Small batch production made to measure
The industry already appreciates the benefits of additive manufacturing in rapid prototyping and one-off production: With fiber composite components from the printer, manufacturers can take into account individual customer wishes and respond relatively easily and quickly to adaptations. Compared to other processes such as mold casting, printing completely eliminates the need for cost-intensive tool or mold production. The new process from KIT significantly surpasses conventional plastic printing techniques in terms of time required and freedom of form, thus making industrial manufacturing by means of 3D printing even more widely applicable - right up to 'mass customization'. This gives a customer the ability to personalize certain features of a product while keeping costs at or near mass production levels.
The speed advantage of SERPENS allows economical processing of small batches as well as customized special products in series. From batch size one to mass production, SERPENS opens up new possibilities that the KIT researchers would like to transfer into production reality with the appropriate industrial partner. Dr. Li emphasizes, "Our system makes it possible to combine the trend toward individualization with the economical additive series production of fiber composite components with continuous fibers. If we can create a commercial printer with industry support, we will make fiber-reinforced plastics accessible and easy to use for more industries."
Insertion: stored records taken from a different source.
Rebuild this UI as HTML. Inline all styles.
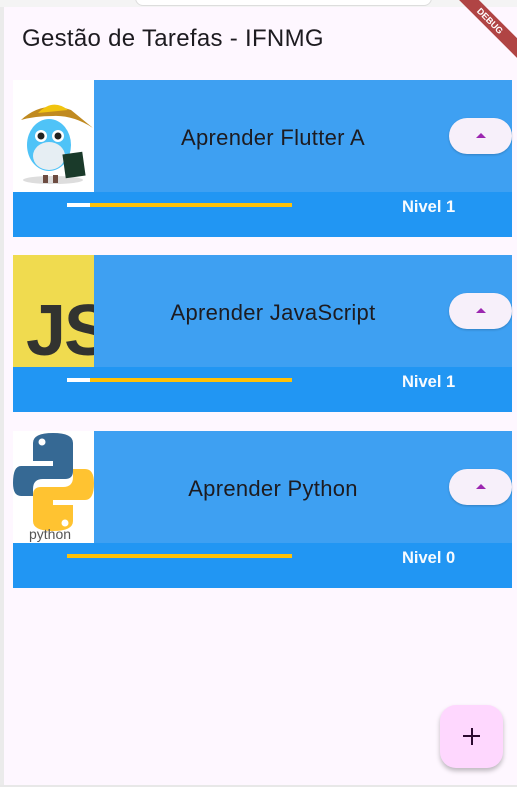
<!DOCTYPE html>
<html><head><meta charset="utf-8"><style>
body{margin:0;width:517px;height:787px;background:#fef7ff;font-family:"Liberation Sans",sans-serif;position:relative;overflow:hidden}
.ls{position:absolute;left:0;top:0;width:4px;height:787px;background:#ebebeb}
.tb{position:absolute;left:0;top:0;width:517px;height:7px;background:#f4f4f4}
.tb div{position:absolute;left:135px;top:-10px;width:295px;height:14px;border:1px solid #ddd;border-radius:8px;background:#fff}
.bl{position:absolute;left:0;top:785px;width:517px;height:2px;background:#e8e8e8}
h1{position:absolute;left:22px;top:25px;margin:0;font-weight:normal;font-size:24px;letter-spacing:0.3px;color:#1d1b20}
.card{position:absolute;left:13px;width:499px;height:157px}
.top{position:absolute;left:0;top:0;width:499px;height:112px;background:#3ea0f2}
.bot{position:absolute;left:0;top:112px;width:499px;height:45px;background:#2196f3}
.img{position:absolute;left:0;top:0;width:81px;height:112px;overflow:hidden}
.t{position:absolute;left:81px;right:60px;top:2px;height:112px;line-height:112px;text-align:center;font-size:22px;letter-spacing:0.3px;color:#1d1b20}
.btn{position:absolute;left:436px;top:38px;width:63px;height:36px;border-radius:18px;background:#f7f0fa;box-shadow:0 1px 2px rgba(0,0,0,.2)}
.btn:after{content:"";position:absolute;left:27px;top:15px;border-left:5px solid transparent;border-right:5px solid transparent;border-bottom:5px solid #9c27b0}
.bar{position:absolute;left:54px;top:11px;width:225px;height:4px;background:#ffc107}
.bar i{position:absolute;left:0;top:0;height:4px;background:#fff}
.nv{position:absolute;left:389px;top:6px;color:#fff;font-size:16.5px;font-weight:bold;opacity:.97}
.fab{position:absolute;left:440px;top:705px;width:63px;height:63px;border-radius:16px;background:#fed7fe;box-shadow:0 3px 5px rgba(0,0,0,.25)}
.fab:before{content:"";position:absolute;left:23px;top:30px;width:17px;height:2px;background:#2b0a2f}
.fab:after{content:"";position:absolute;left:30.5px;top:23px;width:2px;height:17px;background:#2b0a2f}
.debug{position:absolute;right:-28px;top:14px;width:110px;height:14px;background:#b04444;transform:rotate(45deg);color:#fff;font-size:9px;font-weight:bold;text-align:center;line-height:14px}
</style></head><body>
<div class="ls"></div><div class="tb"><div></div></div><div class="bl"></div>
<h1>Gestão de Tarefas - IFNMG</h1>
<div class="debug">DEBUG</div>

<div class="card" style="top:80px">
<div class="top"></div><div class="bot"><div class="bar"><i style="width:23px"></i></div><div class="nv">Nivel 1</div></div>
<div class="img" style="background:#fff"><svg width="81" height="112">
<ellipse cx="40" cy="100" rx="30" ry="4" fill="#ddd"/>
<ellipse cx="36" cy="65" rx="22" ry="26" fill="#4fc3f7"/>
<ellipse cx="36" cy="76" rx="16" ry="14" fill="#e6eef3"/>
<path d="M8 40 Q30 20 58 30 L80 48 Q60 35 40 36 Q22 36 8 40Z" fill="#c08a20"/>
<path d="M25 33 Q40 18 55 30Z" fill="#f1c40f"/>
<circle cx="28" cy="56" r="6" fill="#fff"/><circle cx="45" cy="56" r="6" fill="#fff"/>
<circle cx="28" cy="56" r="3.5" fill="#222"/><circle cx="45" cy="56" r="3.5" fill="#222"/>
<rect x="51" y="73" width="20" height="24" fill="#1a3a2a" transform="rotate(-8 61 85)"/>
<rect x="30" y="95" width="5" height="8" fill="#6d4c41"/><rect x="40" y="95" width="5" height="8" fill="#6d4c41"/>
</svg></div>
<div class="t">Aprender Flutter A</div><div class="btn"></div></div>

<div class="card" style="top:255px">
<div class="top"></div><div class="bot"><div class="bar"><i style="width:23px"></i></div><div class="nv">Nivel 1</div></div>
<div class="img" style="background:#f0db4f"><div style="position:absolute;left:13px;top:40px;font-size:72px;font-weight:bold;color:#323330;line-height:72px;letter-spacing:-2px">JS</div></div>
<div class="t">Aprender JavaScript</div><div class="btn"></div></div>

<div class="card" style="top:431px">
<div class="top"></div><div class="bot"><div class="bar"></div><div class="nv">Nivel 0</div></div>
<div class="img" style="background:#fff"><svg width="81" height="112">
<path d="M20 12 Q20 2 40 2 Q60 2 60 12 V40 Q60 48 52 48 H30 Q20 48 20 58 V65 H8 Q0 65 0 52 Q0 35 8 35 H40 V30 H20Z" fill="#366994"/>
<path d="M60 90 Q60 100 40 100 Q20 100 20 90 V64 Q20 56 28 56 H50 Q60 56 60 46 V38 H72 Q81 38 81 52 Q81 69 72 69 H40 V74 H60Z" fill="#ffc331"/>
<circle cx="29" cy="11" r="3.5" fill="#fff"/><circle cx="52" cy="92" r="3.5" fill="#fff"/>
<text x="16" y="108" font-size="14" fill="#555" font-family="Liberation Sans">python</text>
</svg></div>
<div class="t">Aprender Python</div><div class="btn"></div></div>

<div class="fab"></div>
</body></html>
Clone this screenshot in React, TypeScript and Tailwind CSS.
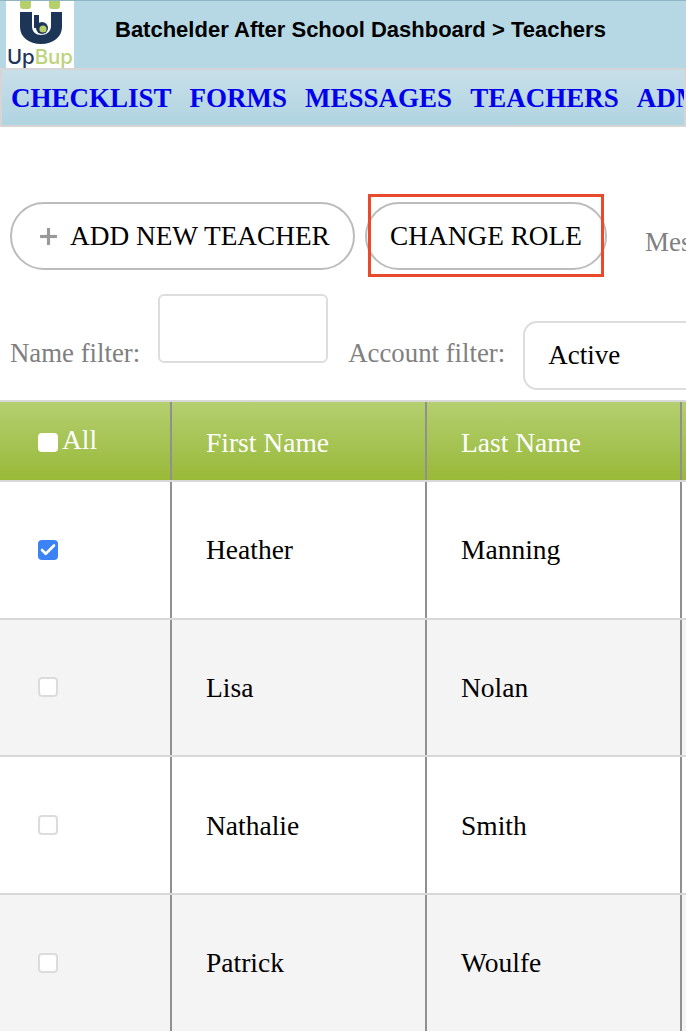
import { Check, Plus } from "lucide-react";

const NAV_ITEMS = ["CHECKLIST", "FORMS", "MESSAGES", "TEACHERS", "ADMIN"];

const TEACHERS = [
  { first: "Heather", last: "Manning", checked: true },
  { first: "Lisa", last: "Nolan", checked: false },
  { first: "Nathalie", last: "Smith", checked: false },
  { first: "Patrick", last: "Woulfe", checked: false },
];

function Logo() {
  return (
    <svg width="68" height="67" viewBox="0 0 68 67" className="block shrink-0 bg-white">
      <path d="M14 0h11v5q0 3-3 3h-5q-3 0-3-3z" fill="#b5cf6b" />
      <path d="M43 0h11v5q0 3-3 3h-5q-3 0-3-3z" fill="#b5cf6b" />
      <path d="M14 11h12v14c0 6 4 9 9 9s10-3 10-9V11h11v15c0 10-9 17-21 17S14 36 14 26z" fill="#1d3557" />
      <rect x="28" y="14" width="5" height="13" fill="#1d3557" />
      <circle cx="36" cy="27" r="6" fill="#1d3557" />
      <circle cx="37" cy="28" r="3.6" fill="#b5cf6b" />
      <text x="1" y="63" fontFamily="Inter, sans-serif" fontSize="20" fontWeight="500" textLength="66" lengthAdjust="spacingAndGlyphs">
        <tspan fill="#1f3559">Up</tspan>
        <tspan fill="#bcd37a">Bup</tspan>
      </text>
    </svg>
  );
}

function PillButton({ children }: { children: React.ReactNode }) {
  return (
    <button className="h-[68px] shrink-0 rounded-[34px] border-2 border-[#bcbcbc] bg-white text-[27.3px] text-black">
      {children}
    </button>
  );
}

function RowCheckbox({ checked }: { checked: boolean }) {
  if (checked) {
    return (
      <span className="flex h-[20px] w-[20px] items-center justify-center rounded-[4px] bg-[#3b82f6]">
        <Check size={18} strokeWidth={3.5} className="text-white" />
      </span>
    );
  }
  return <span className="block h-[20px] w-[20px] rounded-[4px] border-2 border-[#dcdcdc] bg-white" />;
}

export default function App() {
  return (
    <div className="h-[1036px] w-[686px] overflow-hidden bg-white font-['Liberation_Serif',serif]">
      <header className="flex h-[68px] border-t border-[#8fb4c4] bg-[#b5d8e4] pl-[6px]">
        <Logo />
        <h1 className="ml-[41px] mt-[16px] whitespace-nowrap font-['Liberation_Sans',sans-serif] text-[22px] font-bold leading-[26px] text-black">
          Batchelder After School Dashboard &gt; Teachers
        </h1>
      </header>

      <nav className="flex h-[59px] items-center gap-[18px] overflow-hidden whitespace-nowrap border-2 border-[#d5d5d5] bg-gradient-to-b from-[#c8dfe9] to-[#b0d4e1] pl-[9px] pt-[2px]">
        {NAV_ITEMS.map((item) => (
          <a key={item} className="text-[27px] font-bold text-[#0000ee]">
            {item}
          </a>
        ))}
      </nav>

      <div className="relative ml-[10px] mt-[75px] flex items-center whitespace-nowrap">
        <PillButton>
          <span className="flex w-[341px] items-center pl-[22px]">
            <Plus size={29} strokeWidth={2.6} strokeLinecap="butt" className="mr-[7px] text-[#999]" />
            ADD NEW TEACHER
          </span>
        </PillButton>
        <div className="ml-[10px]">
          <PillButton>
            <span className="block w-[238px] text-center">CHANGE ROLE</span>
          </PillButton>
        </div>
        <span className="ml-[38px] mt-[12px] text-[27px] text-[#808080]">Message</span>
        {/* annotation box sitting over the button */}
        <div className="absolute left-[358px] top-[-8px] h-[83px] w-[236px] border-[3px] border-[#ea4a2c]" />
      </div>

      <div className="ml-[10px] mt-[24px] flex h-[96px] whitespace-nowrap text-[26.8px] text-[#808080]">
        <span className="mt-[39px]">Name filter:</span>
        <span className="ml-[18px] block h-[69px] w-[170px] shrink-0 rounded-[6px] border-2 border-[#dddddd] bg-white" />
        <span className="ml-[20px] mt-[39px]">Account filter:</span>
        <div className="ml-[18px] mt-[27px] h-[69px] w-[260px] shrink-0 rounded-[14px] border-2 border-[#dddddd] bg-white pl-[23px] text-[27px] leading-[65px] text-black">
          Active
        </div>
      </div>

      <div className="mt-[10px] h-[631px] w-[760px] overflow-hidden">
        <div className="grid h-[82px] grid-cols-[172px_255px_255px_78px] border-y-2 border-[#d8d8d8] bg-gradient-to-b from-[#b4cf6e] to-[#99b937] text-[27.5px] text-white">
          <div className="flex items-start border-r-2 border-[#909090] pl-[38px]">
            <span className="mt-[31px] block h-[19px] w-[20px] rounded-[4px] bg-white" />
            <span className="ml-[4px] mt-[17px]">All</span>
          </div>
          <div className="flex items-center border-r-2 border-[#909090] pl-[34px] pt-[3px]">First Name</div>
          <div className="flex items-center border-r-2 border-[#909090] pl-[34px] pt-[3px]">Last Name</div>
          <div />
        </div>

        {TEACHERS.map((teacher, i) => (
          <div
            key={teacher.first}
            className={`grid h-[137.67px] grid-cols-[172px_255px_255px_78px] border-b-2 border-[#d8d8d8] text-[27.5px] text-black ${
              i % 2 === 1 ? "bg-[#f4f4f4]" : "bg-white"
            }`}
          >
            <div className="flex items-center border-r-2 border-[#909090] pl-[38px]">
              <RowCheckbox checked={teacher.checked} />
            </div>
            <div className="flex items-center border-r-2 border-[#909090] pl-[34px]">{teacher.first}</div>
            <div className="flex items-center border-r-2 border-[#909090] pl-[34px]">{teacher.last}</div>
            <div />
          </div>
        ))}
      </div>
    </div>
  );
}
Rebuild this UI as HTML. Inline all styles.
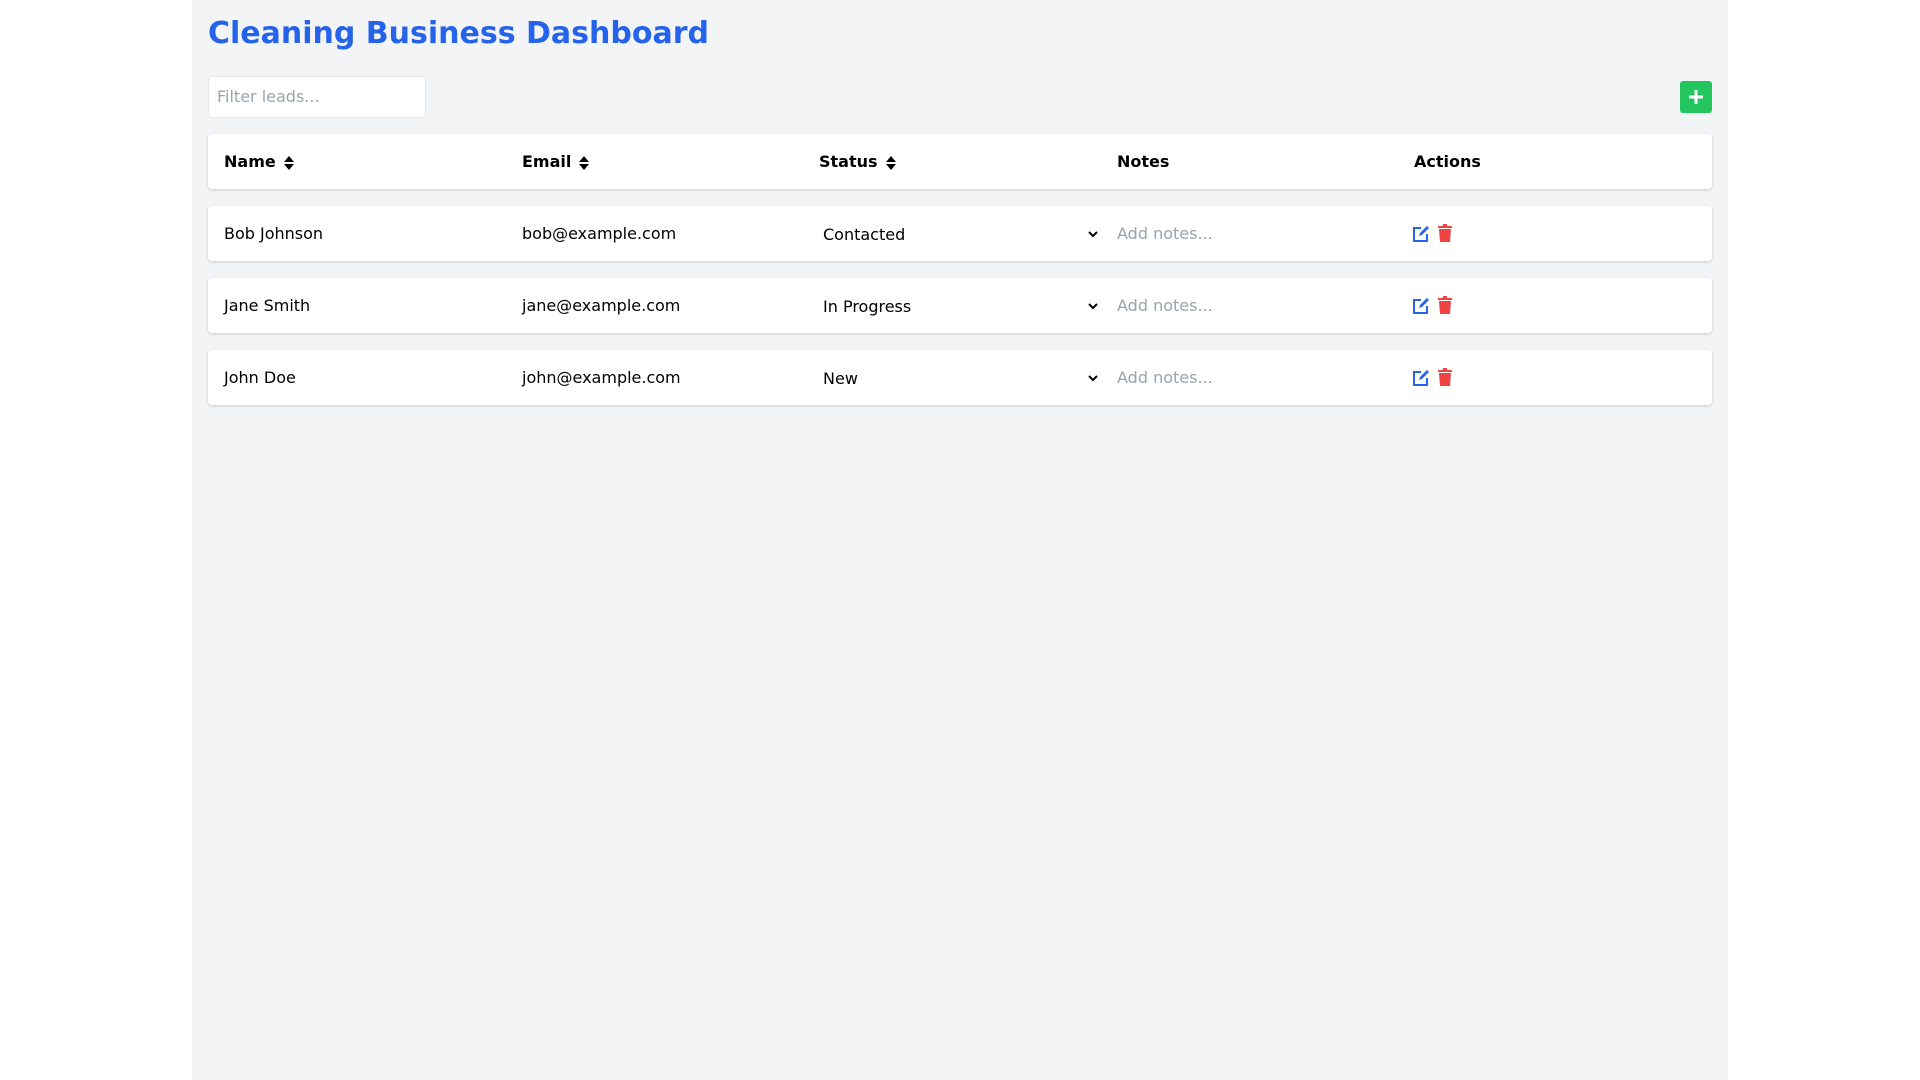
<!DOCTYPE html>
<html><head><meta charset="utf-8"><style>
*{box-sizing:border-box;margin:0;padding:0}
body{width:1920px;height:1080px;background:#fff;font-family:"DejaVu Sans","Liberation Sans",sans-serif;color:#000;overflow:hidden}
.wrap{position:absolute;left:192px;top:0;width:1536px;height:1080px;background:#f3f4f6}
h1{position:absolute;left:16px;top:16px;font-size:30px;line-height:36px;color:#2563eb;font-weight:bold}
.filter{position:absolute;left:16px;top:76px;width:218px;height:42px;background:#fff;border:1px solid #e5e7eb;border-radius:4px;padding:0 8px;font-size:16px;line-height:40px;color:#9ca3af}
.add{position:absolute;left:1488px;top:81px;width:32px;height:32px;background:#22c55e;border-radius:3px}
.card{position:absolute;left:16px;width:1504px;background:#fff;border-radius:4px;box-shadow:0 1px 3px rgba(0,0,0,.12),0 1px 2px rgba(0,0,0,.06)}
.c{position:absolute;top:0;font-size:16px;white-space:nowrap}
.h .c{font-weight:bold}
.sort{display:inline-block;vertical-align:middle;margin-left:8px}
.ph{color:#9ca3af}
</style></head><body>
<div class="wrap">
<h1>Cleaning Business Dashboard</h1>
<div class="filter">Filter leads...</div>
<div class="add"><svg width="32" height="32"><path d="M16 9v14M9 16h14" stroke="#fff" stroke-width="3"/></svg></div>

<div class="card h" style="top:134px;height:55px">
 <div class="c" style="left:16px;line-height:55px">Name<svg class="sort" width="10" height="16" viewBox="0 0 10 16"><path d="M0 7h10L5 1zM0 9h10l-5 6z" fill="#000"/></svg></div>
 <div class="c" style="left:314px;line-height:55px">Email<svg class="sort" width="10" height="16" viewBox="0 0 10 16"><path d="M0 7h10L5 1zM0 9h10l-5 6z" fill="#000"/></svg></div>
 <div class="c" style="left:611px;line-height:55px">Status<svg class="sort" width="10" height="16" viewBox="0 0 10 16"><path d="M0 7h10L5 1zM0 9h10l-5 6z" fill="#000"/></svg></div>
 <div class="c" style="left:909px;line-height:55px">Notes</div>
 <div class="c" style="left:1206px;line-height:55px">Actions</div>
</div>

<div class="card" style="top:206px;height:55px">
 <div class="c" style="left:16px;line-height:55px">Bob Johnson</div>
 <div class="c" style="left:314px;line-height:55px">bob@example.com</div>
 <div class="c" style="left:615px;line-height:57px">Contacted</div>
 <svg style="position:absolute;left:880px;top:24px" width="10" height="8"><path d="M1 2l4 4 4-4" stroke="#000" stroke-width="2" fill="none"/></svg>
 <div class="c ph" style="left:909px;line-height:55px">Add notes...</div>
 <svg style="position:absolute;left:1204px;top:19px" width="18" height="18" viewBox="0 0 18 18"><path d="M9 3H2v13h13V9" stroke="#2563eb" stroke-width="2" fill="none"/><path d="M7 11l1-3 7-7 2 2-7 7z" fill="#2563eb"/></svg>
 <svg style="position:absolute;left:1230px;top:18px" width="14" height="18" viewBox="0 0 14 18"><path d="M5 0h4v2h5v2H0V2h5zM1 5h12l-1 13H2z" fill="#ef4444"/></svg>
</div>
<div class="card" style="top:278px;height:55px">
 <div class="c" style="left:16px;line-height:55px">Jane Smith</div>
 <div class="c" style="left:314px;line-height:55px">jane@example.com</div>
 <div class="c" style="left:615px;line-height:57px">In Progress</div>
 <svg style="position:absolute;left:880px;top:24px" width="10" height="8"><path d="M1 2l4 4 4-4" stroke="#000" stroke-width="2" fill="none"/></svg>
 <div class="c ph" style="left:909px;line-height:55px">Add notes...</div>
 <svg style="position:absolute;left:1204px;top:19px" width="18" height="18" viewBox="0 0 18 18"><path d="M9 3H2v13h13V9" stroke="#2563eb" stroke-width="2" fill="none"/><path d="M7 11l1-3 7-7 2 2-7 7z" fill="#2563eb"/></svg>
 <svg style="position:absolute;left:1230px;top:18px" width="14" height="18" viewBox="0 0 14 18"><path d="M5 0h4v2h5v2H0V2h5zM1 5h12l-1 13H2z" fill="#ef4444"/></svg>
</div>
<div class="card" style="top:350px;height:55px">
 <div class="c" style="left:16px;line-height:55px">John Doe</div>
 <div class="c" style="left:314px;line-height:55px">john@example.com</div>
 <div class="c" style="left:615px;line-height:57px">New</div>
 <svg style="position:absolute;left:880px;top:24px" width="10" height="8"><path d="M1 2l4 4 4-4" stroke="#000" stroke-width="2" fill="none"/></svg>
 <div class="c ph" style="left:909px;line-height:55px">Add notes...</div>
 <svg style="position:absolute;left:1204px;top:19px" width="18" height="18" viewBox="0 0 18 18"><path d="M9 3H2v13h13V9" stroke="#2563eb" stroke-width="2" fill="none"/><path d="M7 11l1-3 7-7 2 2-7 7z" fill="#2563eb"/></svg>
 <svg style="position:absolute;left:1230px;top:18px" width="14" height="18" viewBox="0 0 14 18"><path d="M5 0h4v2h5v2H0V2h5zM1 5h12l-1 13H2z" fill="#ef4444"/></svg>
</div>
</div>
</body></html>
FILAMENTS AS PRINTING MATERIAL
What the printer cartridge is for the common office printer, so-called filaments are for the 3D printer. Here, the plastic to be printed is wound onto a roll in the form of a filament and is continuously fed into the printer. There, the plastic filament is melted in the print head and thus becomes printable. The SERPENS microwave printer requires particularly prefabricated filaments with integrated continuous carbon fibers, which is why the researchers at IHM have also developed a production line for their filaments.